Many RWAs represent regulated financial interests. Depending on the jurisdiction, transfers may be subject to:

  • Investor eligibility requirements
  • Securities regulations
  • Holding period restrictions
  • Cross-border compliance rules
  • KYC and AML obligations

These requirements are often necessary for investor protection and market integrity, but they can also create friction that affects liquidity. Unlike purely digital assets that may trade freely across global networks, many tokenized RWAs operate within structured compliance frameworks that limit who can transact and under what conditions.

Market fragmentation is another obstacle.

Today, tokenized assets are often issued across different platforms, jurisdictions, and blockchain ecosystems. As a result, liquidity tends to become fragmented rather than concentrated. Buyers and sellers may be spread across multiple venues, reducing the depth of any single market.

Traditional capital markets benefit from decades of infrastructure development, including:

  • Exchanges
  • Market makers
  • Brokers
  • Custodians
  • Settlement networks
  • Institutional participants

Many RWA markets are still building this infrastructure. Until these supporting systems mature, liquidity may remain inconsistent.

Institutional participation also plays a major role.

Large financial markets are liquid not simply because assets exist, but because institutions actively participate. Asset managers, banks, market makers, hedge funds, and trading firms provide substantial portions of market activity.
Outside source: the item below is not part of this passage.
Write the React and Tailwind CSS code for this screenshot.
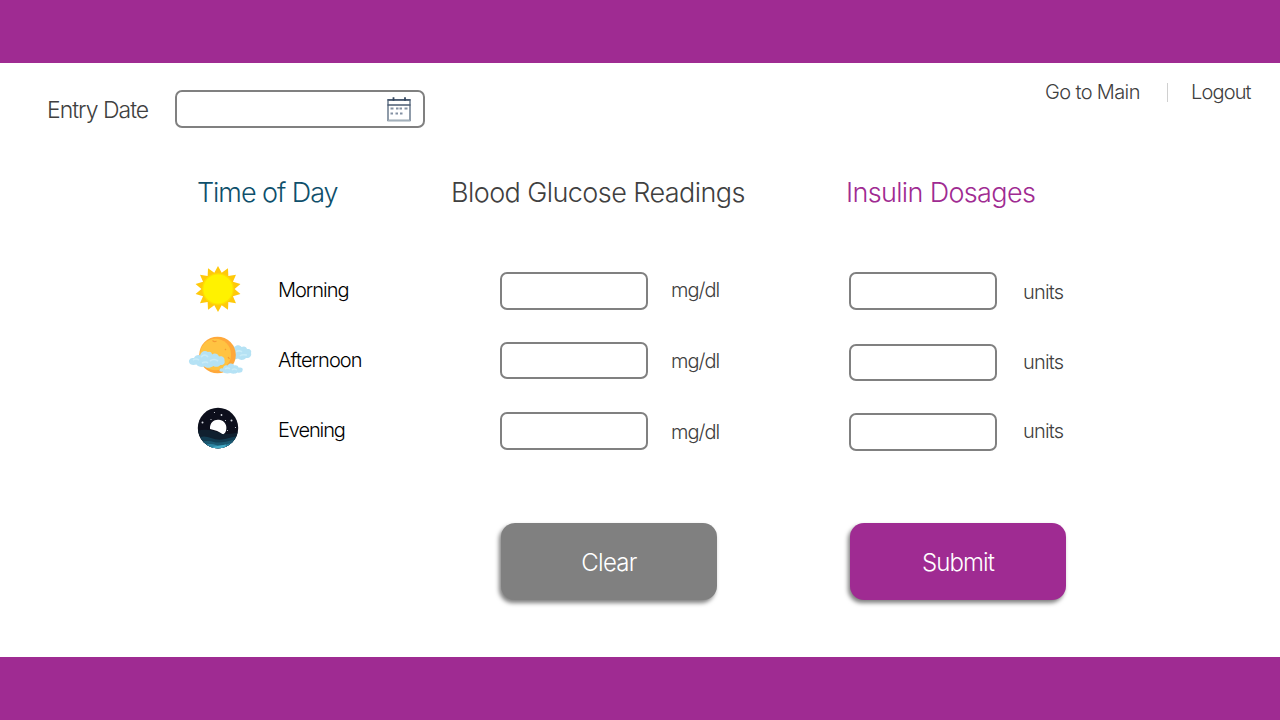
import React from "react";

const SUN_POINTS = Array.from({ length: 28 }, (_, i) => {
  const r = i % 2 === 0 ? 23 : 16.6;
  const a = (i * Math.PI) / 14;
  return `${(24 + r * Math.sin(a)).toFixed(2)},${(24 - r * Math.cos(a)).toFixed(2)}`;
}).join(" ");

function Sun() {
  return (
    <svg viewBox="0 0 48 48" className="h-12 w-12">
      <polygon points={SUN_POINTS} fill="#ffc90a" />
      <circle cx="24" cy="24" r="15.8" fill="#ffdf00" />
      <circle cx="24" cy="24" r="14.6" fill="#fff200" />
    </svg>
  );
}

function CloudySun() {
  return (
    <svg viewBox="0 0 64 40" className="h-10 w-16">
      <path d="M39 14.500c1-4 3-5.500 5-5.500 1.500 0 2 1 2.500 2 2-2.500 5.500-2 7 0 3-1.500 5 0 5.500 2 3-.5 5 1.500 4 4 1 3-1.500 5.500-5 5-2 2.500-6 2.500-8 .5-3 1.500-6 .5-7-1.500z" fill="#b5e2f4" />
      <path d="M48 16c2-2 5-1 6 0m-2 4c2-2 5-1 7-1" fill="none" stroke="#c8ecf8" strokeWidth="1.600" />
      <circle cx="29.500" cy="19" r="18.300" fill="#ffa83a" />
      <ellipse cx="27.500" cy="18.500" rx="15.500" ry="15.800" fill="#ffc342" />
      <path d="M24.500 4.500q2 2 4 .5M40 21l1.500 2M37 13l1 1" fill="none" stroke="#f59b32" strokeWidth="1.200" />
      <path d="M1 26c-.5-3 2.500-4.500 5-4 1-2.500 4-3.500 6-2.500 1-4 4.500-6 8-3.500 2-1 4 .5 4 2.500 3-2 6-.5 7 2 3-1 6 1 5.500 4 1 3-1.500 5-4 4.500-2 2-5 2.500-7 1-3 2-7 2.500-9 .5-3 1-7 0-8-2-4 1-7 0-7.500-2.500z" fill="#b5e2f5" />
      <path d="M5 24q3-2 6 0m2-3q4-4 7 0m2 4q4-3 8 0m-16 2q4-2 6 0" fill="none" stroke="#c9ebf8" strokeWidth="1.600" />
      <path d="M31.500 34.500c0-2 2-2.500 3.500-2 0-2.500 2.500-4 4.500-3 1.500-3 6-2.500 7 0 2-.5 3.500.5 4 2 3-.5 5 .5 4 3 0 2-3 2.500-5 2-2 1.500-5 1.500-7 .5-3 1-7 .5-8-1.500-1.500.5-3 0-3-1z" fill="#b5e2f5" />
      <path d="M37 33q3-2 5 0m2 1q2-2 5 0" fill="none" stroke="#c9ebf8" strokeWidth="1.400" />
    </svg>
  );
}

function Night() {
  return (
    <svg viewBox="0 0 42 42" className="h-[42px] w-[42px]">
      <defs>
        <clipPath id="night-disc">
          <circle cx="21" cy="21" r="20.200" />
        </clipPath>
      </defs>
      <g clipPath="url(#night-disc)">
        <rect width="42" height="42" fill="#0d0f1c" />
        <path d="M0 24q10-3 20 1t22 0v17H0z" fill="#10202f" />
        <path d="M0 31q7-3 14 0t14 1 14-3v13H0z" fill="#123c51" />
        <path d="M4 35q7-2 13 0t22-3v10H4z" fill="#1b5870" />
        <path d="M7 38q7-2 12 0t18-3v7H7z" fill="#2c83a0" />
        <path d="M12 40.500q9-1.500 17-3l-1 4.500H12z" fill="#46aac5" />
        <path d="M13 22C12.500 15 18 12 22 12.800c6 .7 8.500 6 7 11-.6 2.200-2 3.800-3.600 3.200Q21 23.500 13 22z" fill="#fff" />
        <g fill="#d5d8df">
          <circle cx="17.500" cy="5.500" r=".6" />
          <circle cx="24.500" cy="8" r=".9" />
          <circle cx="5.500" cy="15.500" r="1" />
          <circle cx="14" cy="12.500" r=".6" />
          <circle cx="34.500" cy="13.500" r="1" />
          <circle cx="28.500" cy="13.500" r=".6" />
          <circle cx="30.500" cy="23.500" r=".6" />
          <circle cx="38.500" cy="20.500" r=".6" />
        </g>
      </g>
    </svg>
  );
}

function Calendar() {
  return (
    <svg viewBox="0 0 26 26" className="h-[26px] w-[26px]" fill="none">
      <path d="M2 4h22v20.500H2z" stroke="#6b7b8d" strokeWidth="1.500" />
      <path d="M1.500 3.800h23M1.500 9h23" stroke="#4a5b72" strokeWidth="1.700" />
      <path d="M7.500 1.200v3.600M19 1.200v3.600" stroke="#34465e" strokeWidth="1.800" />
      <path d="M2 24.500h22" stroke="#a3b0bb" strokeWidth="1.500" />
      <path d="M4.500 12.500h3M10 12.500h2.500M13.500 12.500h2.500M18.500 12.500h3M4.500 17.500h2.500M9.500 17.500h2.500M14 17.500h2.500" stroke="#8491a3" strokeWidth="2" />
    </svg>
  );
}

const FIELD = "rounded-[7px] border-2 border-[#808080] bg-white outline-none";

const ROWS = [
  {
    name: "Morning", icon: <Sun />, iconBox: "ml-[194px] mt-[2.5px] w-[84px]",
    label: "mt-[14px] tracking-[-1px]", glucose: "mt-[10px] h-[38px]", mg: "mt-[14px]",
    insulin: "mt-[10px] h-[38px]", units: "mt-[16px]",
  },
  {
    name: "Afternoon", icon: <CloudySun />, iconBox: "ml-[188px] mt-[4px] w-[90px]",
    label: "mt-[14px] tracking-[-0.92px]", glucose: "mt-[10px] h-[37px]", mg: "mt-[15px]",
    insulin: "mt-[12px] h-[37px]", units: "mt-[16px]",
  },
  {
    name: "Evening", icon: <Night />, iconBox: "ml-[197px] mt-[5px] w-[81px]",
    label: "mt-[14px] tracking-[-1.1px]", glucose: "mt-[10px] h-[38px]", mg: "mt-[16px]",
    insulin: "mt-[11px] h-[38px]", units: "mt-[15px]",
  },
];

export default function App() {
  return (
    <div className="flex h-[720px] w-[1280px] flex-col overflow-hidden bg-white font-['Inter',sans-serif] font-light text-[#404040]">
      <header className="h-[63px] shrink-0 bg-[#9f2b92]" />
      <main className="flex h-[594px] shrink-0 flex-col whitespace-nowrap">
        <div className="flex h-[107px] items-start">
          <label htmlFor="entry-date" className="ml-[47px] mt-[31px] w-[128px] text-[23px] leading-8 tracking-[-1px]">Entry Date</label>
          <div className={`mt-[27px] flex h-[38px] w-[250px] items-center justify-end pr-[11px] ${FIELD}`}>
            <input id="entry-date" className="min-w-0 flex-1 outline-none" />
            <Calendar />
          </div>
          <nav className="ml-[620px] mt-[15px] flex items-center text-[20px] leading-7">
            <a className="w-[122px] tracking-[-0.63px]">Go to Main</a>
            <span className="mr-[23px] mt-px h-[19px] w-px bg-[#d0d0d0]" />
            <a className="tracking-[-0.85px]">Logout</a>
          </nav>
        </div>
        <div className="flex h-[92px] items-start pl-[197px] pt-[3px] text-[27px] leading-10">
          <h2 className="w-[254px] tracking-[-1.05px] text-[#0e4f6b]">Time of Day</h2>
          <h2 className="w-[395px] tracking-[-0.57px]">Blood Glucose Readings</h2>
          <h2 className="tracking-[-0.65px] text-[#9f2b92]">Insulin Dosages</h2>
        </div>
        {ROWS.map((row) => (
          <div key={row.name} className="flex h-[70px] items-start text-[20px] leading-7">
            <div className={`shrink-0 ${row.iconBox}`}>{row.icon}</div>
            <span className={`w-[222px] text-black ${row.label}`}>{row.name}</span>
            <input aria-label={`${row.name} glucose`} className={`w-[148px] ${FIELD} ${row.glucose}`} />
            <span className={`ml-[23px] w-[178px] tracking-[-1px] ${row.mg}`}>mg/dl</span>
            <input aria-label={`${row.name} insulin`} className={`w-[148px] ${FIELD} ${row.insulin}`} />
            <span className={`ml-[26px] tracking-[-0.8px] ${row.units}`}>units</span>
          </div>
        ))}
        <div className="mt-[51px] flex gap-[133px] pl-[501px] text-[24px] leading-8 text-white">
          <button className="h-[77px] w-[216px] rounded-[14px] bg-[#808080] pt-[3px] tracking-[-0.75px] shadow-[-2px_3px_4px_rgba(0,0,0,0.5)]">Clear</button>
          <button className="h-[77px] w-[216px] rounded-[14px] bg-[#9f2b92] pt-[3px] tracking-[-0.9px] shadow-[-2px_3px_4px_rgba(0,0,0,0.5)]">Submit</button>
        </div>
      </main>
      <footer className="h-[63px] shrink-0 bg-[#9f2b92]" />
    </div>
  );
}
For tokenized RWAs, attracting institutional capital often requires:

  • Regulatory clarity
  • Custody solutions
  • Reliable settlement systems
  • Governance standards
  • Operational transparency

Without these foundations, liquidity can remain limited regardless of how advanced the underlying technology may be.

This does not mean tokenization fails to improve liquidity. In many cases, it can significantly enhance market efficiency compared to traditional systems.

Tokenization can:

  • Lower investment minimums
  • Expand investor access
  • Reduce settlement times
  • Enable fractional ownership
  • Improve transparency
  • Facilitate secondary market creation

These improvements help remove many barriers that historically restricted participation in private markets and real estate.

However, there is an important difference between creating the potential for liquidity and creating liquidity itself.

Liquidity is ultimately a market outcome, not a technological feature.

The most successful RWA ecosystems will likely be those that combine blockchain infrastructure with robust market design, regulatory frameworks, institutional participation, and active trading communities. Technology can enable liquidity, but it cannot manufacture demand.

Tokenization makes real-world assets easier to access, transfer, and manage, but liquidity requires much more than digital ownership. True liquidity emerges when technology, regulation, market infrastructure, and investor participation come together to create active, functioning markets. As the RWA sector matures, solving the liquidity challenge may prove just as important as the tokenization itself.